Another common experience is underestimating the emotional effect of clutter. Many homeowners start a bedroom refresh thinking they need more decor, when what they really need is less visual noise. Once extra cords, overstuffed surfaces, random storage bins, and laundry piles are handled, the room instantly feels more peaceful. It is not glamorous advice, but it is real. A bedroom can have beautiful paint and expensive pillows and still feel stressful if every flat surface looks like it is bracing for impact.
People also tend to discover that comfort is more luxurious than trend-chasing. The bedrooms that feel best over time are rarely the ones built around whatever social media decided was cool for five minutes. They are the rooms with the soft rug underfoot on a cold morning, the curtains that block early light on weekends, the lamp that makes nighttime reading easier, and the bench that quietly keeps clothes from ending up on the floor. The best design decisions often sound a little boring on paper and feel absolutely brilliant in daily life.
There is also the surprisingly fun experience of editing. During a master bedroom makeover, many people realize they do not want more stuff in the room. They want better stuff. Fewer accessories, but nicer ones. Less furniture, but furniture that fits. One meaningful artwork instead of six filler pieces. A vintage nightstand with character instead of a flat-pack placeholder that never really belonged. Editing creates confidence in a room. Suddenly the space looks intentional instead of accidental.

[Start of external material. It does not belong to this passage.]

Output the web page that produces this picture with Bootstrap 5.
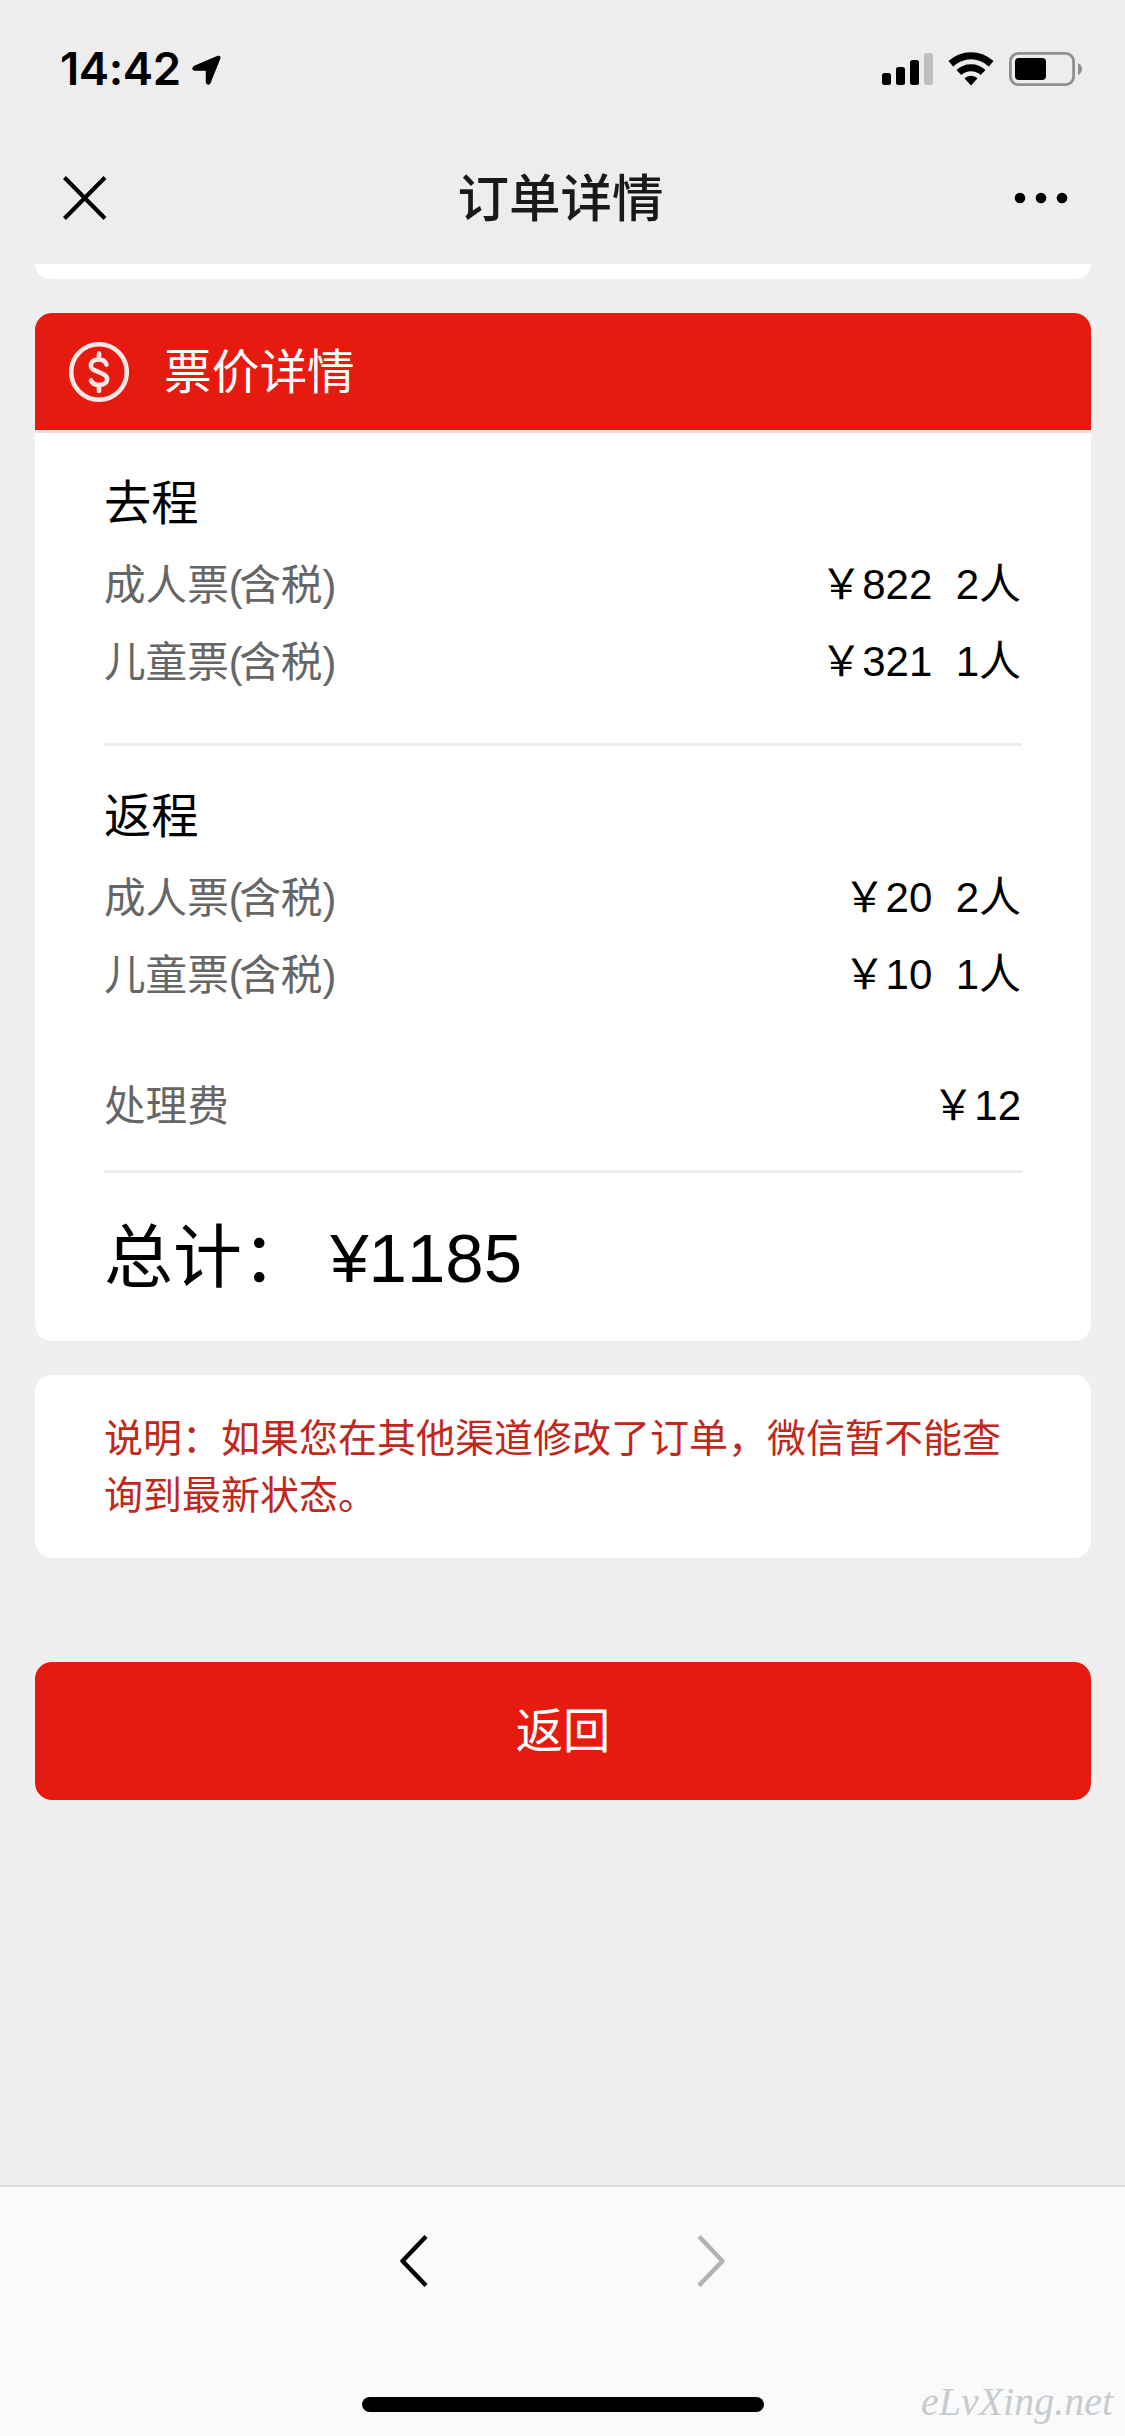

Finally, a master bedroom makeover often changes habits, not just aesthetics. People make the bed more often when they love the bedding. They read more when the chair and lamp are inviting. They keep the room tidier when storage is easy. They spend more time relaxing there because the room no longer feels like an afterthought. That is probably the best outcome of all. A great makeover does not just improve how the room photographs. It improves how the room supports your life.